Dividends from shares for investors that are yet to be collected have accrued to over N5bn from January to September 2022, analyses of Q3 financial reports of Nigeria’s tier-1 banks have shown.
Daily Trust reports that Nigeria’s tier-1 banks control 70 per cent of the market share in the banking industry, consisting of Access Bank, Zenith Bank, Guaranty Trust Bank, First Bank of Nigeria and United Bank for Africa (UBA).
But this report which analysed four of the banks’ financial books, with the exception of GTBank as its unclaimed dividends was not inputted, revealed that the dividends which are liabilities to the banks rose to N92.7bn from the N87bn declared in 2021, an increase of N5.6bn.
A breakdown of the reports indicated that unclaimed dividends for Zenith Bank indicated is yet to change from the N28.6bn it owes its investors since December 2021 with the same figure written in books for September 2022.
For Access Bank, its figure for unclaimed dividends has increased from N34.9 to N36.8bn, an increase of almost N2bn during the time frame.
Similarly, that of First Bank rose from N11.9bn to N14.6bn while UBA’s N114bn has accumulated to N12.6.
The Security and Exchange Commission (SEC) had last year declared that the total amount of unclaimed dividends in the country was to the tune N180 billion as at Dec. 31, 2021, which was a rise of N10bn from the previous year.
The commission, while stating that this figure is just 5 per cent of dividends declared in the entire capital market, expressed commitment to bring unclaimed dividends down to zero per cent in the capital market.
With such a huge amount lying fallow in the books of corporate bodies, the federal government instituted moves to borrow the funds by proposing the Unclaimed Dividend Trust Fund from which it can borrow money to finance its activities in the face of budget deficit that has been reoccurring over the years.
However, the proposal did not sit well with capital market investors who described the move as illegal, maintaining that the monies should be returned into the companies that declared the dividends as the Companies and Allied Matters Act (CAMA) 1990 described dividends as the distributable earnings of a company while those that are not distributed, constitute retained earnings.
Similarly, the act views dividends as unclaimed if it is not collected within six months after a declaration by a company, but allows investors to make claims till 12 years, after which it becomes statute-barred and forfeited.
But to the surprise of investors, the Director General of the SEC, Lamido Yuguda, during a virtual post-Capital Market Committee (CMC) meeting in April last year disclosed that the dividends have finally been moved to the trust fund, which is managed by SEC and the Debt Management Office.
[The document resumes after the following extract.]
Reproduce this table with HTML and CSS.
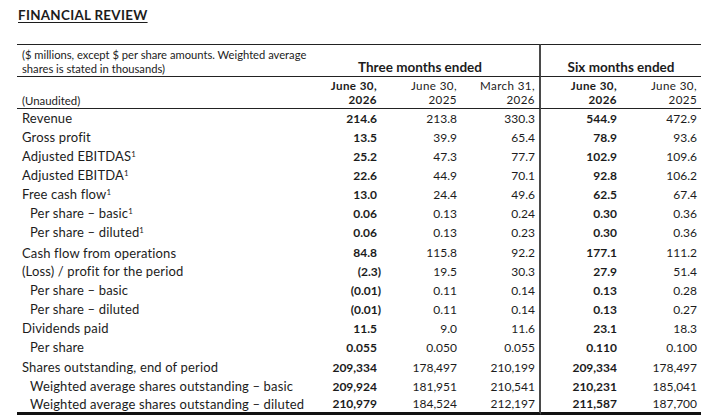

“Unclaimed dividends have gone into the Unclaimed Dividend Trust Fund and are now managed by the SEC and DMO. The SEC is no longer the only institution that has data on unclaimed dividends. It will remain there until the owners come forward to claim them. We still have cases of multiple subscriptions, but we are working very hard on solutions to tackle them, especially in the area of unclaimed dividends,” he said.
Banks need to contact next of kins – Expert
Speaking on what should be done to reduce the rate of unclaimed dividends, a financial expert, Paul Alaje, said the banks should contact the kin of those who have bought shares with them and did not collect their dividends.
Alaje stated that anything could have happened to them as it would be difficult for investors to abandon their dividends when they know the benefits.
“Another thing is that there is this euphoria of everybody going to buy shares at a time. In fact, many people do not know how it works and do not have a broker. They just bought the thing and have the wrong PO Box. When PO Box was no longer in vogue, everybody started moving to digital mailing. Not all Nigerians were able to do that.”
He added that some families did not renew the licence for their mail boxes which was the official channel of communication between them and banks.
On the moves by the federal government to manage the funds, Alaje noted that the federal government has no business in people’s money and the action as just a means to take over people’s assets.
He described it as taking a loan without the consent of the owner and if the government truly wants to help, it should set up a committee to search for the owners of that money.
“The bottom line is that the government just wants to have access to more funds it can lay its hands on. This is compounded with citizens finding challenges to see the evidence of what the money is used for physically. I don’t support the government position and it should stay with the public sector interest and leave the private sector for those that should manage them,” he said.